**Instructions for the task:** In the listing below, locate the lines bearing the word "screenshot". Copy every one of them.

**Material provided:**
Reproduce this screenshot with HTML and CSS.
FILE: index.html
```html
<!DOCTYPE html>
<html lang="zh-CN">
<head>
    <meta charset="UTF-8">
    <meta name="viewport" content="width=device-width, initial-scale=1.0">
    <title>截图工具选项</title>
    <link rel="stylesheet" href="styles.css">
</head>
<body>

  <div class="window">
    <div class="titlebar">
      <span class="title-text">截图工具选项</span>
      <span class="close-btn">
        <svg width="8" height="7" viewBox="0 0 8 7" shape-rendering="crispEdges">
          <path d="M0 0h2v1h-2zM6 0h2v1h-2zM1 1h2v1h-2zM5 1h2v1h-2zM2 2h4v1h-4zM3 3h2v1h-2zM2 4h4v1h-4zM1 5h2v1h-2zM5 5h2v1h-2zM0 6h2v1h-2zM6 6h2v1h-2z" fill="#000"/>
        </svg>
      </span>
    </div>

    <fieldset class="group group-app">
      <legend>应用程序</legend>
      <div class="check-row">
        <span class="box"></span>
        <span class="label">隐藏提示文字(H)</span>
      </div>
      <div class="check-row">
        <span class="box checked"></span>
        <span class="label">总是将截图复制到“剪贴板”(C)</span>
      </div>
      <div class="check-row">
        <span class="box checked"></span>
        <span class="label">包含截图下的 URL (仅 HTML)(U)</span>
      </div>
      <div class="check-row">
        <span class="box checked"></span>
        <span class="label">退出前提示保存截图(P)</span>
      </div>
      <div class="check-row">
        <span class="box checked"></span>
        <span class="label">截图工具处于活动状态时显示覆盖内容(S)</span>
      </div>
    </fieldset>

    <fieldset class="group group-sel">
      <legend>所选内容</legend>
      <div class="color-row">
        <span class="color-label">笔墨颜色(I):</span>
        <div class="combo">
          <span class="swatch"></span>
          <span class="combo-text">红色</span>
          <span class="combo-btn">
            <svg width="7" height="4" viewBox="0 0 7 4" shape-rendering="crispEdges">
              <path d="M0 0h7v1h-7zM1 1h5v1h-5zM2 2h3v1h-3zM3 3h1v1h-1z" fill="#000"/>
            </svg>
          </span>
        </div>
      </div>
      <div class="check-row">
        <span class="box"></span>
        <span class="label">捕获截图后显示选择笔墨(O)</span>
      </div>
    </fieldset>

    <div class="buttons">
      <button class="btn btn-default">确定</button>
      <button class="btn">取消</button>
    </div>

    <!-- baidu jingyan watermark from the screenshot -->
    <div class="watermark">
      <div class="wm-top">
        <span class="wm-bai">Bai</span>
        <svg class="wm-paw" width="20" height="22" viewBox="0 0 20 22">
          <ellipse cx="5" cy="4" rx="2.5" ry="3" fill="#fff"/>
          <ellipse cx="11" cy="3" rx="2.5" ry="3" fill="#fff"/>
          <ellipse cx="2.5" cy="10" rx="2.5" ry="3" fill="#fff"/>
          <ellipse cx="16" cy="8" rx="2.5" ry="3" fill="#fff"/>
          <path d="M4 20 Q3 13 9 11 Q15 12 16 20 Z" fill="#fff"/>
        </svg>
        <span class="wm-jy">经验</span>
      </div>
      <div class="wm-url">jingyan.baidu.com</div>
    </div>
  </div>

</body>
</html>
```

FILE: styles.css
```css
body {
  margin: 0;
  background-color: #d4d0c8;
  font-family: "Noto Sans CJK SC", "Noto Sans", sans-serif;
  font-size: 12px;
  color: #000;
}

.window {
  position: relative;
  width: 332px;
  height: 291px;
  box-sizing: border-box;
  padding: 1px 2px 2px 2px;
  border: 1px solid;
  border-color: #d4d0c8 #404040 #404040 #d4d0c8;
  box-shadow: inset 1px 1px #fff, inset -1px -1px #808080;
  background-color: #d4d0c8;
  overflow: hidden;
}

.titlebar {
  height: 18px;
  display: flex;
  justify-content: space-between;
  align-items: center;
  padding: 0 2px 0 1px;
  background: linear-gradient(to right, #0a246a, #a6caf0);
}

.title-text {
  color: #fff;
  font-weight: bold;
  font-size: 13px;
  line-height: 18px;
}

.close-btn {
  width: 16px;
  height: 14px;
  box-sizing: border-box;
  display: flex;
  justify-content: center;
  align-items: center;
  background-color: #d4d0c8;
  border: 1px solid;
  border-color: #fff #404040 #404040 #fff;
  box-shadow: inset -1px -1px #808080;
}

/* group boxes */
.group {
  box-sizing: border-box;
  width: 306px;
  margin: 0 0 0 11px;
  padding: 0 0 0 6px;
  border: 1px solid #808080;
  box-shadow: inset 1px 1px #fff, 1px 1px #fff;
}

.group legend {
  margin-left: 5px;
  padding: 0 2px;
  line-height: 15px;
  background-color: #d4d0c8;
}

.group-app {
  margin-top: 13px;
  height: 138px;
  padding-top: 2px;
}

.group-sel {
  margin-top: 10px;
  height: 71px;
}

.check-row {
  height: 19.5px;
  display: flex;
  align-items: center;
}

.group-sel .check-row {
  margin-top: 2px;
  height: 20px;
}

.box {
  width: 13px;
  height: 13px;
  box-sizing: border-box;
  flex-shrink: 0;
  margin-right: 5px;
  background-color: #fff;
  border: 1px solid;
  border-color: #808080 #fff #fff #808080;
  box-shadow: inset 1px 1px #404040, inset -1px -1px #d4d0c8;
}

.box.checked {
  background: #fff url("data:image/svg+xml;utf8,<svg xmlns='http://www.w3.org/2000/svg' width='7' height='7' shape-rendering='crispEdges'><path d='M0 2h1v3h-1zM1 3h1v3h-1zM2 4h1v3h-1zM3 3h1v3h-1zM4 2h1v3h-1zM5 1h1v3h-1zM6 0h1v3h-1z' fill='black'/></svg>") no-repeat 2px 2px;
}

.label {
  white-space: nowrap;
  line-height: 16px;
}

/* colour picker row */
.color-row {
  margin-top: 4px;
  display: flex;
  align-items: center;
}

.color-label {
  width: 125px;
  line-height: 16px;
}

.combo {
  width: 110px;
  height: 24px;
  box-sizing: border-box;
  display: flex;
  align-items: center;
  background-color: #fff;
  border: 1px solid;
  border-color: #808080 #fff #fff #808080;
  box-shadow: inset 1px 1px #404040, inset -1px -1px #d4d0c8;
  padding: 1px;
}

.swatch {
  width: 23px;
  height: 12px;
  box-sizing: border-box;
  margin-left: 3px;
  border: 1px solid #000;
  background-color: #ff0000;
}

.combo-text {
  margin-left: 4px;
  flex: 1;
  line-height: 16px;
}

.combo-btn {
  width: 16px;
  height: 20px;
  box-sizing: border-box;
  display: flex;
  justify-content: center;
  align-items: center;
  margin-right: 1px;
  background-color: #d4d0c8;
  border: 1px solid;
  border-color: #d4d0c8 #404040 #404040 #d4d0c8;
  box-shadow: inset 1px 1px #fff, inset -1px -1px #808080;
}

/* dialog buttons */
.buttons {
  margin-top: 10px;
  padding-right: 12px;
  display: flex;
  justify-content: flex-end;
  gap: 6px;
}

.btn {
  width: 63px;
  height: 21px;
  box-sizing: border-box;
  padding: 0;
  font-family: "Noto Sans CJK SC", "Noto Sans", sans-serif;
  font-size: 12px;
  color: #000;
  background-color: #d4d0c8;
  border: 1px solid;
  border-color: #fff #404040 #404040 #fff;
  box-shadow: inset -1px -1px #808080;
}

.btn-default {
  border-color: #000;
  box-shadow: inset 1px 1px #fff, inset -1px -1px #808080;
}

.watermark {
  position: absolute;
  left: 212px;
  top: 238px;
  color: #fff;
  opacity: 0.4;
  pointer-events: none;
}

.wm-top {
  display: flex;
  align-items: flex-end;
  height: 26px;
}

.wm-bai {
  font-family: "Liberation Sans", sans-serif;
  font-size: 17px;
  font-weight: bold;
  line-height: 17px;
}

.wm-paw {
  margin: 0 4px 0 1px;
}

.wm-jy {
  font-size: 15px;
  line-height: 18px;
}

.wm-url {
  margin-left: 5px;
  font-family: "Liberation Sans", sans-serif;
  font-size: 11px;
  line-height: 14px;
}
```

**Answer to the exercise:**
Reproduce this screenshot with HTML and CSS.
    <!-- baidu jingyan watermark from the screenshot -->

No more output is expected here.